P.s. the ABO doctoral consortium appeared to a a real hit with doctoral students and faculty alike! Amazing keynote by Steve Kaplan. Great questions from doctoral students both as part of their preparation and in person!

In Phoneix at the ABO mid year meeting

The ABO MYM almost always falls on Canadian Thanksgiving! Indeed it is almost by design as Canadian Thanksgiving is on the second Monday in October and the ABO meets on the second weekend in October! But I digress.

Spent two hours last evening meeting behavioural doctoral students from all over the world! Singapore, Australia, Various EU countries, Americans from all sorts of different Universities, a venerable United Nations in the desert of the USA ( notice the double meaning here). An group of enthusiastic young people working on their networking skills in a pretty protected environment, a pre- doctoral symposium cocktail party!

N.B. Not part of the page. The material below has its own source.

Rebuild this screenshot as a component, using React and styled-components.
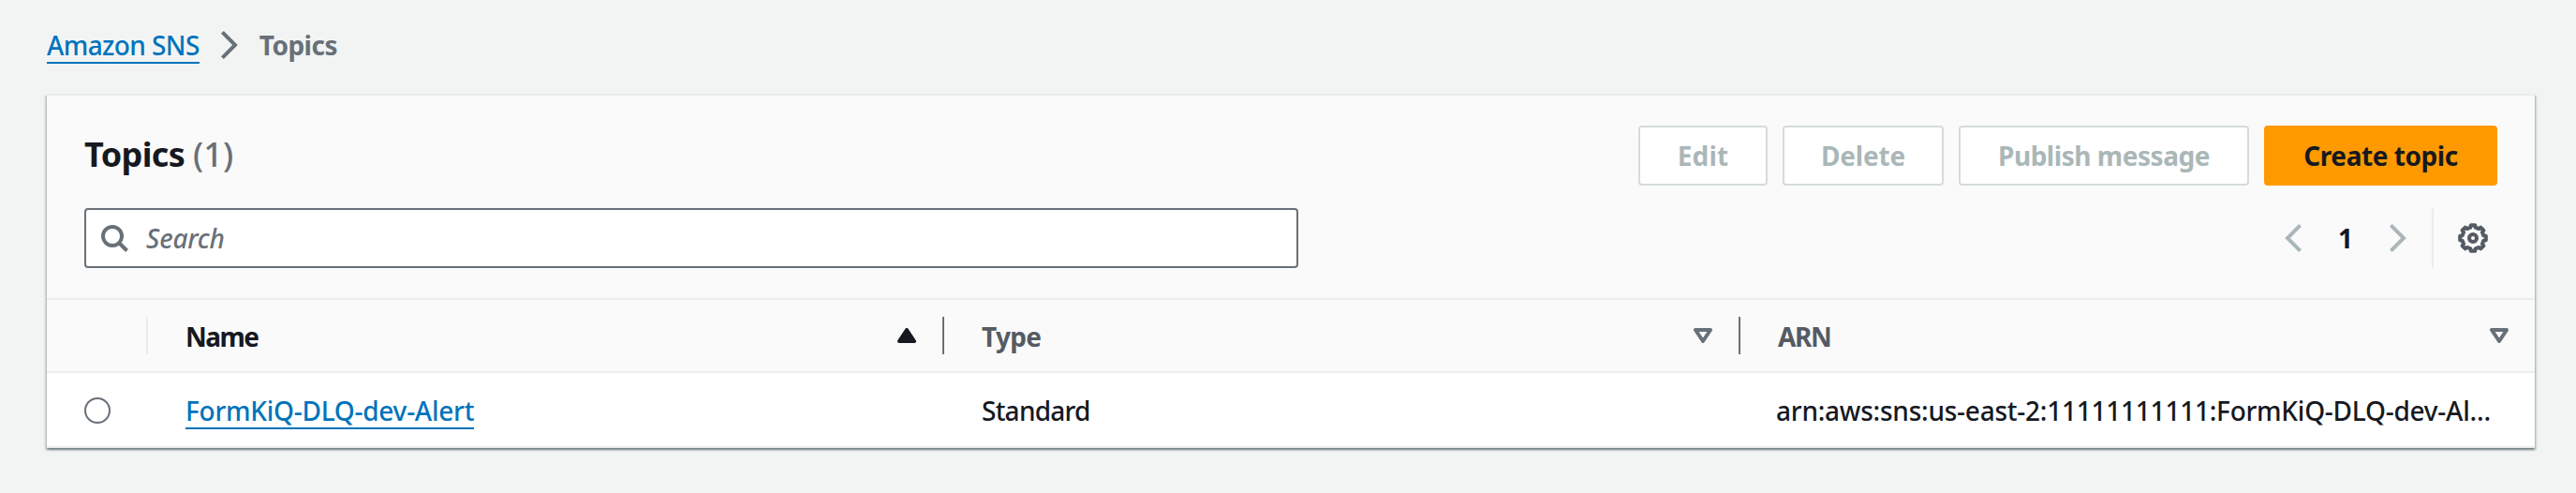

Networking is a learned skill and how to do it is hard for an essentially introverted set of folks like accounting PHD’s. Why is it important? It helps find co-authors, it allows one to casually check out research ideas, learn about the job market including the inside scoop about U’s you might want a job at and more! The keys to networking can all be learned from the handshake (unless religiously or culturally inappropriate then a formal bow or some other acknowledgment), to the ability to give a 30 second clip about yourself and your program, to having a few good stories about yourself, your university, and your department especially your supervisor. For introverts at first it is hard work but as the old line goes about how do you get to Carnegie Hall. “Practice practice practice”. (Carnegie Hall is a leading arts performance venue in New York City and for out of town performing arts troupes it is a location that if you play at you are considered to be successful)!

More later as the Conference develops!